SUGESTÃO DE ATIVIDADES
  • Caracterizar a opinião de cada autor sobre o caráter e o papel de Tiradentes na Conjuração de Minas. Socializar os resultados.
  • Localizar e caracterizar a época em que cada documento foi escrito.
  • Identificar um ponto de identidade e um ponto de divergência entre as Conjurações Baiana e Mineira. 


Glossário:

Sans-culottes: Esse termo é empregado, durante o período revolucionário, sobretudo a partir de 1792, para designar as massas populares urbanas, de Paris.
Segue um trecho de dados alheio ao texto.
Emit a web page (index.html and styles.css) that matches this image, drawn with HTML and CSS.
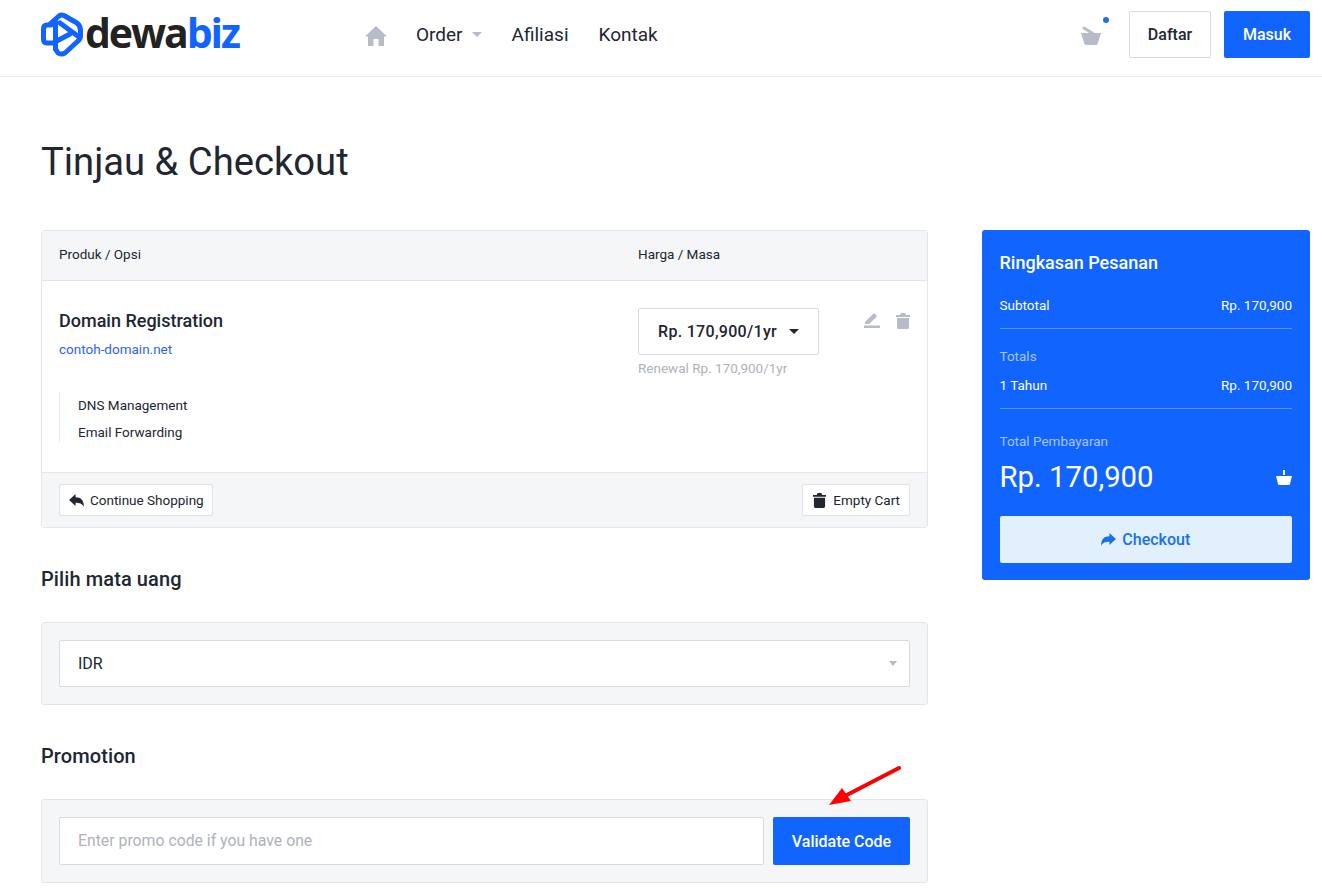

Politicamente, os sans-culottes formam a armadura das seções parisienses e dos comitês revolucionários, o setor mais radical da Revolução. Socialmente, os sans-culottes representam citadinos que vivem de seu trabalho, seja como artesãos, seja como profissionais de ofícios; alguns, depois de uma vida laboriosa, se tornam pequenos proprietários na cidade, e usufruem as rendas de um imóvel. Portanto, o sans-culotte não deve ser confundido com o indigente que ele quer socorrer. Este grupo de pequenos proprietários pensa que a difusão da propriedade permitirá a instauração da felicidade, graças à igualdade. Consumidores urbanos, os sans-culottes são sensíveis às dificuldades de abastecimento, às crises de víveres (...) Eles exigem a taxação dos gêneros. Ë preciso fixar invariavelmente os preços dos gêneros de primeira necessidade, os salários do trabalho, os lucros da empresa e os ganhos do comércio. O programa econômico dos sans-culottes permanece vago e surge como uma aspiração à igualdade entre pequenos proprietários independentes, possuindo meios de satisfazer às suas necessidades. Os sans-culottes se reconhecem exatamente pela prática das virtudes republicanas e da igualdade: dirigem-se aos outros chamando-os de cidadãos e cidadãs (...). Sua aparência é popular: usam calça, vestimenta de trabalho, e não calção, roupa de ostentação do aristocrata, uma camisa, uma jaqueta curta, a carmanhola; usam o barrete frígio, símbolo antigo da escravidão libertada, marcado pela insígnia nacional; usam permanentemente o sabre e o pique, porque só o homem armado pode defender a Revolução.
(PÉRONNET, Michel. Revolução Francesa em 50 Palavras-Chaves. São Paulo: Brasiliense, 1988, pp.248-50, adaptado).